YOUR TASK:
Each line in the entries below that holds the string "index" is to be listed.

____ DATA ENTRIES

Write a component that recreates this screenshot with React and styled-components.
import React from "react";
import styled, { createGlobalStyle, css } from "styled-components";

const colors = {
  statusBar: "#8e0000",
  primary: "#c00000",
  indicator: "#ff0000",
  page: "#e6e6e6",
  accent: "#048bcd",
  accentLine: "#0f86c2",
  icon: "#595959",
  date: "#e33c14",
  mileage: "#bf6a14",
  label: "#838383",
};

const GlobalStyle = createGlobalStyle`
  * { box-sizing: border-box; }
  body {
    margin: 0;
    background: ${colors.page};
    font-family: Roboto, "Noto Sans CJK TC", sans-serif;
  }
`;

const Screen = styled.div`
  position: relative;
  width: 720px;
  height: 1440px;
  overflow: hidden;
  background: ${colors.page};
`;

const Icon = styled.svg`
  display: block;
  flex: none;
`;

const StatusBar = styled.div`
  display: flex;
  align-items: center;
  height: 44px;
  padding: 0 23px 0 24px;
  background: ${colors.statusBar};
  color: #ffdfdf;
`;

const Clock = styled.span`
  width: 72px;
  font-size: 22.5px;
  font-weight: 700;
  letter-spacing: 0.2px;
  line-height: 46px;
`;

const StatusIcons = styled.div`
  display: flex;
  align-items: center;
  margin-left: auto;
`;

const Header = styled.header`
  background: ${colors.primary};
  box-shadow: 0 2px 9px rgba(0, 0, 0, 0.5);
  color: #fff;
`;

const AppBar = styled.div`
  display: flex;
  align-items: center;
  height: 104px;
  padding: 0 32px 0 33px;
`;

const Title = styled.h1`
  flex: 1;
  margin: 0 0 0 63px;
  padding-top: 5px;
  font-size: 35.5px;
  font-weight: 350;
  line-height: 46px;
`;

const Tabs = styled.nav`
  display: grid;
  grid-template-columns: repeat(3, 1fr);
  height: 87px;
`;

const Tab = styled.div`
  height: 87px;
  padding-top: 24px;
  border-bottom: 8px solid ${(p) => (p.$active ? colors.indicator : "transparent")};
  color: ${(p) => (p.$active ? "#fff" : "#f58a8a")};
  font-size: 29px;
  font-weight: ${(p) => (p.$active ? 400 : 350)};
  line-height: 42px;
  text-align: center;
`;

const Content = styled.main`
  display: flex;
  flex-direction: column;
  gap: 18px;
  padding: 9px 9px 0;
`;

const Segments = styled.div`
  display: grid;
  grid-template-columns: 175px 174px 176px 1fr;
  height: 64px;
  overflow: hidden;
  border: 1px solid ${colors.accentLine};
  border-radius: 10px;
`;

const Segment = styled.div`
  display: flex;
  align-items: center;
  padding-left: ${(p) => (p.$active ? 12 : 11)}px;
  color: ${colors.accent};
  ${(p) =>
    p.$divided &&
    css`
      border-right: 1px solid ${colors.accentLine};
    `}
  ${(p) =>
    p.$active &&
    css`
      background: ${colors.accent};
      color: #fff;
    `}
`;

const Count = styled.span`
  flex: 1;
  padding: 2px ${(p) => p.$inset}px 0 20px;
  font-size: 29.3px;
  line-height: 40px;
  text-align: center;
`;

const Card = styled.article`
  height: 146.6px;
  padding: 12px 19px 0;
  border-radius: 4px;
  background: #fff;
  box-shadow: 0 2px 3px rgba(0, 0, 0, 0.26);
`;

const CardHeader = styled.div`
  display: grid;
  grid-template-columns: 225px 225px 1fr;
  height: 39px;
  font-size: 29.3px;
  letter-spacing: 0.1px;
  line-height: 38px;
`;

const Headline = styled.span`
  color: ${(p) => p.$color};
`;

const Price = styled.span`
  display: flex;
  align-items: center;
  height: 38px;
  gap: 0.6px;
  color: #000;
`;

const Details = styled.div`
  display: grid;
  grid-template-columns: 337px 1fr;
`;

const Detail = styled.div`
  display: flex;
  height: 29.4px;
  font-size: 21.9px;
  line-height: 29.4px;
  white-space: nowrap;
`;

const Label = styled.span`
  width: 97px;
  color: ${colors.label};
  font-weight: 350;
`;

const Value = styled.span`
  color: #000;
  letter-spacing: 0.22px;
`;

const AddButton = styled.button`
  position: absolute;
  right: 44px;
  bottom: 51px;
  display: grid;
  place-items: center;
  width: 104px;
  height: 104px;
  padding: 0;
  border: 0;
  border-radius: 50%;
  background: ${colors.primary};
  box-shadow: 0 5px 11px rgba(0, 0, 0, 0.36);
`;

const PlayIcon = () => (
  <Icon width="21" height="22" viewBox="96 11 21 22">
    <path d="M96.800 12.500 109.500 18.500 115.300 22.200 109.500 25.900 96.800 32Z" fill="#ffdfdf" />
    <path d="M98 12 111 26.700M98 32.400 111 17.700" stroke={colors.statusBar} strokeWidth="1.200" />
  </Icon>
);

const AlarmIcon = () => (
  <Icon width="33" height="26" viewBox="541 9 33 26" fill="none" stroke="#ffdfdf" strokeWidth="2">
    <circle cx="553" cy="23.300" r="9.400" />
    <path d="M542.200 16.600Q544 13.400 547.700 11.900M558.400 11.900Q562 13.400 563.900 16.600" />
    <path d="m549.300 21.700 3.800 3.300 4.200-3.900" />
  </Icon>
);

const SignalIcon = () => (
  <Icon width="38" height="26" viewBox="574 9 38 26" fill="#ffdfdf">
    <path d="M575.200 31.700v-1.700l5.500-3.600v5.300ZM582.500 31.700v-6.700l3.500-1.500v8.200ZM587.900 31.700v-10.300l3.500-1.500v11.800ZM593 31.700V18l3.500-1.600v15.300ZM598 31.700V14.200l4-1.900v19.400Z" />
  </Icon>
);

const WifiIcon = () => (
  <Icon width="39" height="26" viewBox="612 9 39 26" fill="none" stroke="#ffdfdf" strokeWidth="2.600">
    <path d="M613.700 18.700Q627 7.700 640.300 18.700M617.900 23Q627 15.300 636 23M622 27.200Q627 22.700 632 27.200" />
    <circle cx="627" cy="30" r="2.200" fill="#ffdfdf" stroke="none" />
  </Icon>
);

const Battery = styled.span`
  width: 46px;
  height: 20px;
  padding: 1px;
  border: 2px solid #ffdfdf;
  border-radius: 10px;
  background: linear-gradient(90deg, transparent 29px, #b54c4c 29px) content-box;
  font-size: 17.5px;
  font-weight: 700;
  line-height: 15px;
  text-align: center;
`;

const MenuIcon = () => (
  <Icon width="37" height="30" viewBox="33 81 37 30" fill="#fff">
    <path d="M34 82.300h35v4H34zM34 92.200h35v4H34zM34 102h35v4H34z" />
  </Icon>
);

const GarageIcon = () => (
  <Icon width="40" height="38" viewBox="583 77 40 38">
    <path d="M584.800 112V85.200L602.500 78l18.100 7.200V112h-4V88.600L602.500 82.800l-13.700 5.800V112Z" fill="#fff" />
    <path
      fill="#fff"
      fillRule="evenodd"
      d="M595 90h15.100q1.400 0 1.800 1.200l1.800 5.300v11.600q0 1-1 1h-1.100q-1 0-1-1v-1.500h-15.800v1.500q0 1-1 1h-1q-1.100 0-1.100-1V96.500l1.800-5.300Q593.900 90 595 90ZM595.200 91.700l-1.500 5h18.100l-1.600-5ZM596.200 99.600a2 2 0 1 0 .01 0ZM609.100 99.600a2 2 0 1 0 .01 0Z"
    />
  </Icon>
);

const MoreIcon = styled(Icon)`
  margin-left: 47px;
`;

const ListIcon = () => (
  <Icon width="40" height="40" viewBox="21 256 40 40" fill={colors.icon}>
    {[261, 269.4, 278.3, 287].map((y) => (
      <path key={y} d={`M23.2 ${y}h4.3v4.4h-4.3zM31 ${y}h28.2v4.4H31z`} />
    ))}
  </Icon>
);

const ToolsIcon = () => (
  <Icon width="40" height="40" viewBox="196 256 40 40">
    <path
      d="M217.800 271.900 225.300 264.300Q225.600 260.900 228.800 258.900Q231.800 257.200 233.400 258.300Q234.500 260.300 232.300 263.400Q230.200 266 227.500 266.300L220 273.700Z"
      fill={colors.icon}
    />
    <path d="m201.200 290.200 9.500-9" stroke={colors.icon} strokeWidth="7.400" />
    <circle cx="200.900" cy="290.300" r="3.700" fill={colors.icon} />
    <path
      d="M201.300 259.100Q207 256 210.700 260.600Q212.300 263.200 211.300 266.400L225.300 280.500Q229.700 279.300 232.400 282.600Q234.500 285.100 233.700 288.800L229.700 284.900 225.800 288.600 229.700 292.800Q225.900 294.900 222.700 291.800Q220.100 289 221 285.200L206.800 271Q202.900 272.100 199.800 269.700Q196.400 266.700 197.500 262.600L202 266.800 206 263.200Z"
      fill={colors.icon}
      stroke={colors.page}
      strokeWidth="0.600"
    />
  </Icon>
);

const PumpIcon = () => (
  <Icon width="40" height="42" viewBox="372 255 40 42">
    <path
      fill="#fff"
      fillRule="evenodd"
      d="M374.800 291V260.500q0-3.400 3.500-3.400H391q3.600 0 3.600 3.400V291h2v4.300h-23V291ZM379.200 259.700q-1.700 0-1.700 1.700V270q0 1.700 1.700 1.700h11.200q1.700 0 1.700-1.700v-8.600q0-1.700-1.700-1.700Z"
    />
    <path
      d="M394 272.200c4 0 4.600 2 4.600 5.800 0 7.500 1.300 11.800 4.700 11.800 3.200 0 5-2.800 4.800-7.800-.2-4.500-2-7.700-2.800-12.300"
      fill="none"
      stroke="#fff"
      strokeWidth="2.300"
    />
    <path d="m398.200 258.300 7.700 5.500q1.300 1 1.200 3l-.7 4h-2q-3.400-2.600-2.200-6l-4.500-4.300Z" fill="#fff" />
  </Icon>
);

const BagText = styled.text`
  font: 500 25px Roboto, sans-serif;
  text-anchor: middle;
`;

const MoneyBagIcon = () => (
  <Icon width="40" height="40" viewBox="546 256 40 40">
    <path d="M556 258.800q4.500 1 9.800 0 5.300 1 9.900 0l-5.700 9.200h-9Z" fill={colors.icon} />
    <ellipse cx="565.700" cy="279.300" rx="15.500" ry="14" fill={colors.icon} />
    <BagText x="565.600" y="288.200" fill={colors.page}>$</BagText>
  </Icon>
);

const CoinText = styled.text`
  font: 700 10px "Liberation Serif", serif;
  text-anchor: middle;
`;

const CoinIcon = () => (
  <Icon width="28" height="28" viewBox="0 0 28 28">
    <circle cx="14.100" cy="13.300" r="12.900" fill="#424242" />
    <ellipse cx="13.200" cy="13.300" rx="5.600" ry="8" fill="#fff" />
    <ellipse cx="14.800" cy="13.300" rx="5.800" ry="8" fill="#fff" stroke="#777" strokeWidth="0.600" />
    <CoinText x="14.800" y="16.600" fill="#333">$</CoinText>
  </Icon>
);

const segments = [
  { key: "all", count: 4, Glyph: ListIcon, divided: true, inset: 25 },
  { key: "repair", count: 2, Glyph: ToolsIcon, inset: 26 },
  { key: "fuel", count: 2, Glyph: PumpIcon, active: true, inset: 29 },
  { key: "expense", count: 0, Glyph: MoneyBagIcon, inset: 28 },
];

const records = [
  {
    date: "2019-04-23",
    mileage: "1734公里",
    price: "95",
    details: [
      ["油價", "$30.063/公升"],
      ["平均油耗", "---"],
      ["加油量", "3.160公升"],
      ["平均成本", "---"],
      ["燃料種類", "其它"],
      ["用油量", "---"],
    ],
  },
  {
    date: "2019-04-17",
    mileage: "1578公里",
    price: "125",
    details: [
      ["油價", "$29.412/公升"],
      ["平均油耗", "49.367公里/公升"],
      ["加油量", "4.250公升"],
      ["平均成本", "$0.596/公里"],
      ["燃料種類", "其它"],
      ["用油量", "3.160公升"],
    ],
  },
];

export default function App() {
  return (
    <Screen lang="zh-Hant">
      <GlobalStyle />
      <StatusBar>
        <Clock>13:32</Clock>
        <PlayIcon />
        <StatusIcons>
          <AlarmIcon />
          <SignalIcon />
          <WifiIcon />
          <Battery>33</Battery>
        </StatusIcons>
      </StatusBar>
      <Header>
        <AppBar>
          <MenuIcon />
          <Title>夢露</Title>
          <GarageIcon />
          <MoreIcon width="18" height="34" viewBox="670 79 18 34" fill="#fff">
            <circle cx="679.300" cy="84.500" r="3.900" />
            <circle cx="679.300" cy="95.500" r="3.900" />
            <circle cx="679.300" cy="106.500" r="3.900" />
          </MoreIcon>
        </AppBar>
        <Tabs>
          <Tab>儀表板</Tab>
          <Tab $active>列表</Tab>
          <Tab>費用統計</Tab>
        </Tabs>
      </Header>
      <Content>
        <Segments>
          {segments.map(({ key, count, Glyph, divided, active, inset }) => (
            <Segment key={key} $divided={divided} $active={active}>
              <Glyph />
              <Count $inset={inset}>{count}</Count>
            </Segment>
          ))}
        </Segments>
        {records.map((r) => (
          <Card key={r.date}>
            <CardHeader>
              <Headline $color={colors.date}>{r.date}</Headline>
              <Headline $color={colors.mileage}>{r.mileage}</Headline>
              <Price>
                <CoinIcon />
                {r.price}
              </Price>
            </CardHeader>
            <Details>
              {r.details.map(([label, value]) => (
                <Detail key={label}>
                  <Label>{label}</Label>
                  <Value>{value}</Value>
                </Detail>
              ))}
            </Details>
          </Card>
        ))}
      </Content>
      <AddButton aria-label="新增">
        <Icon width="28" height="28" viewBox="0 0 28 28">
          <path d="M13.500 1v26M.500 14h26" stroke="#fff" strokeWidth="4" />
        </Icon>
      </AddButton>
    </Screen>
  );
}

________
____ DATA ENTRIES

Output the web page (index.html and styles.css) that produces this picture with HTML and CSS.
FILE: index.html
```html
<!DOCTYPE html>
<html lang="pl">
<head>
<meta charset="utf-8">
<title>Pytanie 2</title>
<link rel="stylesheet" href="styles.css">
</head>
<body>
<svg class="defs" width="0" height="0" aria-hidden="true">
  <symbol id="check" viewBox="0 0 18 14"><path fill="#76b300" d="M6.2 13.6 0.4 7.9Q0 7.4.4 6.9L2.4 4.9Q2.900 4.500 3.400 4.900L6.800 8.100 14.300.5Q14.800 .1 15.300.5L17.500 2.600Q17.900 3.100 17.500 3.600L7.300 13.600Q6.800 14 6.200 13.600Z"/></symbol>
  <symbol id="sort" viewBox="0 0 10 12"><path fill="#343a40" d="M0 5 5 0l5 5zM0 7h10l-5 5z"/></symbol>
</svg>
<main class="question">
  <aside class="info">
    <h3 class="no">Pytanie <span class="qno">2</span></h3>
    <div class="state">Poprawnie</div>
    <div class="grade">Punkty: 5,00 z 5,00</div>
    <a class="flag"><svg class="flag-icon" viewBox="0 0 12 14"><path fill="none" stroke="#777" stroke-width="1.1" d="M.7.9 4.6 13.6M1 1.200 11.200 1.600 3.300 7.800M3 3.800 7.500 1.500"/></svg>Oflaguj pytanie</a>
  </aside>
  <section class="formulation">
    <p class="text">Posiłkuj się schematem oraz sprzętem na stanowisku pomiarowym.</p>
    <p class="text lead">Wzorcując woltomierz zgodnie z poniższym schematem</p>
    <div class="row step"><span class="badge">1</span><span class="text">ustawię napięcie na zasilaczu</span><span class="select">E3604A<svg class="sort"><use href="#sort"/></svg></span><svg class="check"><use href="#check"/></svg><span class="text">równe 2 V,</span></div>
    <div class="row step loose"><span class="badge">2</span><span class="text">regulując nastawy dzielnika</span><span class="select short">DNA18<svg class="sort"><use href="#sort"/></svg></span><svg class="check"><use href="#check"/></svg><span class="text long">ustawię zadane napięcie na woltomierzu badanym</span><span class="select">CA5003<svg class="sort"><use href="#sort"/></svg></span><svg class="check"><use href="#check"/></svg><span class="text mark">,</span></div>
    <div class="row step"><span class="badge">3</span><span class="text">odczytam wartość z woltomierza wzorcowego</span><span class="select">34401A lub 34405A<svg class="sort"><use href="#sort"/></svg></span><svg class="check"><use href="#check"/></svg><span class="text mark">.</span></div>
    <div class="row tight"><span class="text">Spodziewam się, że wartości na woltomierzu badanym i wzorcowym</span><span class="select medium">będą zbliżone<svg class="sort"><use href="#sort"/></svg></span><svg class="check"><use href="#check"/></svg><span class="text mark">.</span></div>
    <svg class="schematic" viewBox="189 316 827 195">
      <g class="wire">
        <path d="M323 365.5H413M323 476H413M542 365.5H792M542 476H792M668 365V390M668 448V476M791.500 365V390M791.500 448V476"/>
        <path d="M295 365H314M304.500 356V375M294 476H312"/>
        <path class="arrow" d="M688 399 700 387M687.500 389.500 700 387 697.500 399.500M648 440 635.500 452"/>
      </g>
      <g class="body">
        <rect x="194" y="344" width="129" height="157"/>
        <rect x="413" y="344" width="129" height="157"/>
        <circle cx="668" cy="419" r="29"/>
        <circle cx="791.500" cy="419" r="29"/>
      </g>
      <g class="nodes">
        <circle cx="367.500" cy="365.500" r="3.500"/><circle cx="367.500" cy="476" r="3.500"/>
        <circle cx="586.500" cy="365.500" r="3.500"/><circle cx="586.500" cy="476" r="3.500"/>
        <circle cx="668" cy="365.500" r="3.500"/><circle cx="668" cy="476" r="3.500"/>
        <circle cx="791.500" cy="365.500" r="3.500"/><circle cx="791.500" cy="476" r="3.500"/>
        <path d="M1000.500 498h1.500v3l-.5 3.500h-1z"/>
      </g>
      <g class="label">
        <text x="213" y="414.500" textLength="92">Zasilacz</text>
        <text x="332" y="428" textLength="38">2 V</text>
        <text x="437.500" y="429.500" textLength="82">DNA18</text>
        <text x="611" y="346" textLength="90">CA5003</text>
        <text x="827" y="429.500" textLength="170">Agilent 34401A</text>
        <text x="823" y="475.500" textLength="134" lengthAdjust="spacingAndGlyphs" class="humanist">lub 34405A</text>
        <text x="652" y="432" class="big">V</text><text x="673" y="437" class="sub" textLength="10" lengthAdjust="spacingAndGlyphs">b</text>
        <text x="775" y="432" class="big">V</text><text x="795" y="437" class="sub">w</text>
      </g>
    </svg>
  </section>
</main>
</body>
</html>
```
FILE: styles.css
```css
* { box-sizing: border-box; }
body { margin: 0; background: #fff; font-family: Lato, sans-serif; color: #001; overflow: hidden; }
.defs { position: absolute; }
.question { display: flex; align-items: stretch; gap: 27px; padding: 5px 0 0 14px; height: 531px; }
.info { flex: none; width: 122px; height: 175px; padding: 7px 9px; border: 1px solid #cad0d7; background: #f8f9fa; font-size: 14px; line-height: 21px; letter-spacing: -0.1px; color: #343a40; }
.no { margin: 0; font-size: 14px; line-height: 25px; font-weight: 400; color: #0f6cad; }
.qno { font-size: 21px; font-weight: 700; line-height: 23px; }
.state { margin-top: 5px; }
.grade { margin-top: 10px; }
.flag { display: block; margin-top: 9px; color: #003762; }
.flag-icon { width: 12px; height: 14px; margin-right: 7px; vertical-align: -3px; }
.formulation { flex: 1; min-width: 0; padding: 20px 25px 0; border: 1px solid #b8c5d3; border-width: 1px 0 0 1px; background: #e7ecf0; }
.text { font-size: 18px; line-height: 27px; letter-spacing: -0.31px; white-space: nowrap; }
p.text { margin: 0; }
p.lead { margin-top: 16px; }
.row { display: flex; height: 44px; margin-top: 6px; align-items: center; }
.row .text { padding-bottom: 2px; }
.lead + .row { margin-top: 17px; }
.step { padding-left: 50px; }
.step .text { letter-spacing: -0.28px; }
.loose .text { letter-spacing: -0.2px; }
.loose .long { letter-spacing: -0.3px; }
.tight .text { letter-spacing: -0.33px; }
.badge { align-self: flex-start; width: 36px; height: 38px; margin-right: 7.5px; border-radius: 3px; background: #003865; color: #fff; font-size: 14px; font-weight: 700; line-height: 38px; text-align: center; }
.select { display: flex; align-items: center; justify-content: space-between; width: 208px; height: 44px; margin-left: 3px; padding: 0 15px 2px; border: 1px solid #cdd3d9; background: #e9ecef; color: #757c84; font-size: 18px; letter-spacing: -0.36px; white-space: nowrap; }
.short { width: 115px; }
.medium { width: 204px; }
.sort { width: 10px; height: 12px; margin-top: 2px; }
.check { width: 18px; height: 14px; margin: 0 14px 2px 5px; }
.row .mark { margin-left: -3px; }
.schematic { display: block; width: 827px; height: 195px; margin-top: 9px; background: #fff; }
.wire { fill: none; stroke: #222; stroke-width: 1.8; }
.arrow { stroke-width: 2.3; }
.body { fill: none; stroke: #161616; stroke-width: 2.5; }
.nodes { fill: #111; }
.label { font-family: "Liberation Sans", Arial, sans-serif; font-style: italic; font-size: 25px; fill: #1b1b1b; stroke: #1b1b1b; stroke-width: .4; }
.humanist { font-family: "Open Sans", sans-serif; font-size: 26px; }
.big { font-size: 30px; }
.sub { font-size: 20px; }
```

________

RESULT FOR THIS EXERCISE:
Output the web page (index.html and styles.css) that produces this picture with HTML and CSS.
FILE: index.html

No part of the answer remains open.